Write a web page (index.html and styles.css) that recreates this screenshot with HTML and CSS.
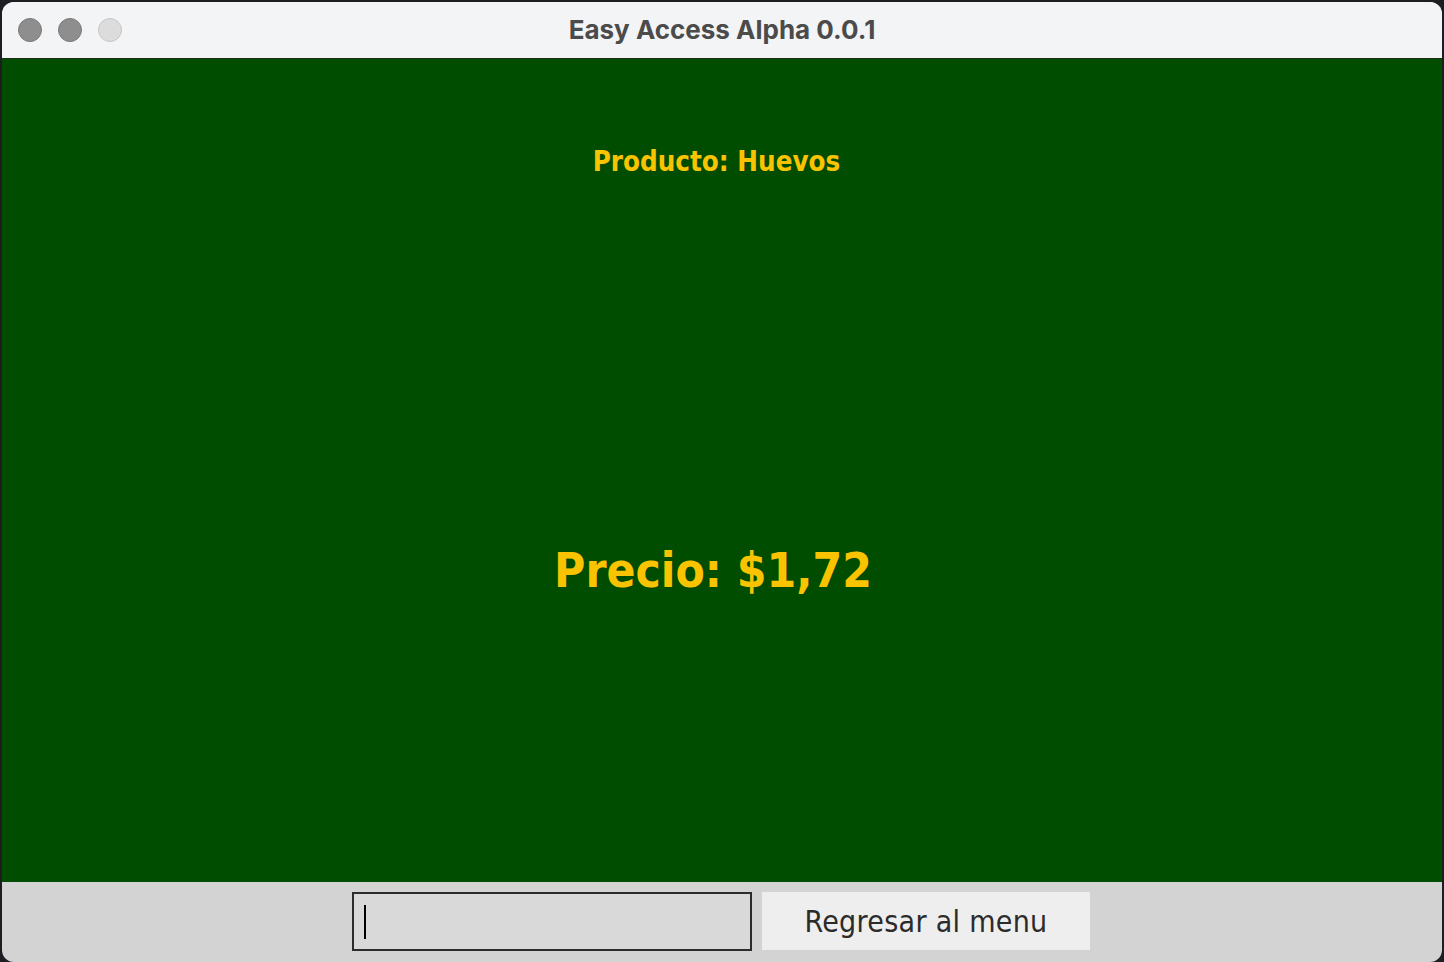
FILE: index.html
```html
<!DOCTYPE html>
<html lang="es">
<head>
<meta charset="utf-8">
<title>Easy Access Alpha 0.0.1</title>
<link rel="stylesheet" href="styles.css">
</head>
<body>
<div class="window">
  <header class="titlebar">
    <div class="lights">
      <span class="light"></span>
      <span class="light"></span>
      <span class="light light-off"></span>
    </div>
    <div class="title">Easy Access Alpha 0.0.1</div>
  </header>
  <main class="content">
    <div class="product">Producto: Huevos</div>
    <div class="price">Precio: $1,72</div>
  </main>
  <footer class="footer">
    <div class="field"><span class="caret"></span></div>
    <button class="btn">Regresar al menu</button>
  </footer>
</div>
</body>
</html>
```

FILE: styles.css
```css
html, body {
  margin: 0;
  padding: 0;
  background: #1c1e21;
  width: 1444px;
  height: 962px;
  overflow: hidden;
}

.window {
  margin: 2px 2px 0 2px;
  width: 1440px;
  height: 960px;
  border-radius: 12px;
  overflow: hidden;
  display: flex;
  flex-direction: column;
  background: #d3d3d3;
}

.titlebar {
  height: 56px;
  flex: none;
  background: #f3f4f6;
  border-bottom: 1px solid #1d2e1d;
  display: flex;
  align-items: center;
  position: relative;
}

.lights {
  display: flex;
  gap: 16px;
  padding-left: 16px;
}

.light {
  width: 22px;
  height: 22px;
  border-radius: 50%;
  background: #8e8e8e;
  border: 1px solid #7a7a7a;
}

.light-off {
  background: #dcdcdc;
  border-color: #c6c6c6;
}

.title {
  position: absolute;
  left: 0;
  right: 0;
  top: 0;
  height: 56px;
  line-height: 56px;
  text-align: center;
  font-family: Inter, "Liberation Sans", sans-serif;
  font-weight: 700;
  font-size: 26px;
  color: #4b4b4b;
  pointer-events: none;
}

.content {
  height: 823px;
  flex: none;
  background: #004d00;
  display: flex;
  flex-direction: column;
  align-items: center;
  color: #f9c300;
  font-family: "DejaVu Sans Condensed", "DejaVu Sans", sans-serif;
  font-stretch: condensed;
  font-weight: bold;
}

.product {
  margin-top: 87px;
  font-size: 27.5px;
  line-height: 30px;
  padding-right: 11px;
}

.price {
  margin-top: 367px;
  font-size: 47.5px;
  line-height: 56px;
  padding-right: 18px;
}

.footer {
  flex: 1;
  display: flex;
  justify-content: center;
  align-items: flex-start;
  gap: 10px;
  padding-top: 10px;
  padding-right: 2px;
}

.field {
  width: 386px;
  height: 55px;
  border: 2px solid #2c2c2c;
  background: #d9d9d9;
  display: flex;
  align-items: center;
  padding-left: 10px;
  box-sizing: content-box;
}

.caret {
  width: 2px;
  height: 34px;
  background: #000;
}

.btn {
  width: 328px;
  height: 58px;
  border: none;
  margin: 0;
  padding: 0;
  background: #eeeeee;
  color: #2b2b2b;
  font-family: "DejaVu Sans Condensed", "DejaVu Sans", sans-serif;
  font-stretch: condensed;
  font-size: 30px;
  font-weight: normal;
  letter-spacing: 0.3px;
}
```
****
» **Work to complete**
Reproduce all of the data exactly, omitting each picture it holds.

» **Finished answer**
Write a web page (index.html and styles.css) that recreates this screenshot with HTML and CSS.
FILE: index.html
```html
<!DOCTYPE html>
<html lang="es">
<head>
<meta charset="utf-8">
<title>Easy Access Alpha 0.0.1</title>
<link rel="stylesheet" href="styles.css">
</head>
<body>
<div class="window">
  <header class="titlebar">
    <div class="lights">
      <span class="light"></span>
      <span class="light"></span>
      <span class="light light-off"></span>
    </div>
    <div class="title">Easy Access Alpha 0.0.1</div>
  </header>
  <main class="content">
    <div class="product">Producto: Huevos</div>
    <div class="price">Precio: $1,72</div>
  </main>
  <footer class="footer">
    <div class="field"><span class="caret"></span></div>
    <button class="btn">Regresar al menu</button>
  </footer>
</div>
</body>
</html>
```

FILE: styles.css
```css
html, body {
  margin: 0;
  padding: 0;
  background: #1c1e21;
  width: 1444px;
  height: 962px;
  overflow: hidden;
}

.window {
  margin: 2px 2px 0 2px;
  width: 1440px;
  height: 960px;
  border-radius: 12px;
  overflow: hidden;
  display: flex;
  flex-direction: column;
  background: #d3d3d3;
}

.titlebar {
  height: 56px;
  flex: none;
  background: #f3f4f6;
  border-bottom: 1px solid #1d2e1d;
  display: flex;
  align-items: center;
  position: relative;
}

.lights {
  display: flex;
  gap: 16px;
  padding-left: 16px;
}

.light {
  width: 22px;
  height: 22px;
  border-radius: 50%;
  background: #8e8e8e;
  border: 1px solid #7a7a7a;
}

.light-off {
  background: #dcdcdc;
  border-color: #c6c6c6;
}

.title {
  position: absolute;
  left: 0;
  right: 0;
  top: 0;
  height: 56px;
  line-height: 56px;
  text-align: center;
  font-family: Inter, "Liberation Sans", sans-serif;
  font-weight: 700;
  font-size: 26px;
  color: #4b4b4b;
  pointer-events: none;
}

.content {
  height: 823px;
  flex: none;
  background: #004d00;
  display: flex;
  flex-direction: column;
  align-items: center;
  color: #f9c300;
  font-family: "DejaVu Sans Condensed", "DejaVu Sans", sans-serif;
  font-stretch: condensed;
  font-weight: bold;
}

.product {
  margin-top: 87px;
  font-size: 27.5px;
  line-height: 30px;
  padding-right: 11px;
}

.price {
  margin-top: 367px;
  font-size: 47.5px;
  line-height: 56px;
  padding-right: 18px;
}

.footer {
  flex: 1;
  display: flex;
  justify-content: center;
  align-items: flex-start;
  gap: 10px;
  padding-top: 10px;
  padding-right: 2px;
}

.field {
  width: 386px;
  height: 55px;
  border: 2px solid #2c2c2c;
  background: #d9d9d9;
  display: flex;
  align-items: center;
  padding-left: 10px;
  box-sizing: content-box;
}

.caret {
  width: 2px;
  height: 34px;
  background: #000;
}

.btn {
  width: 328px;
  height: 58px;
  border: none;
  margin: 0;
  padding: 0;
  background: #eeeeee;
  color: #2b2b2b;
  font-family: "DejaVu Sans Condensed", "DejaVu Sans", sans-serif;
  font-stretch: condensed;
  font-size: 30px;
  font-weight: normal;
  letter-spacing: 0.3px;
}
```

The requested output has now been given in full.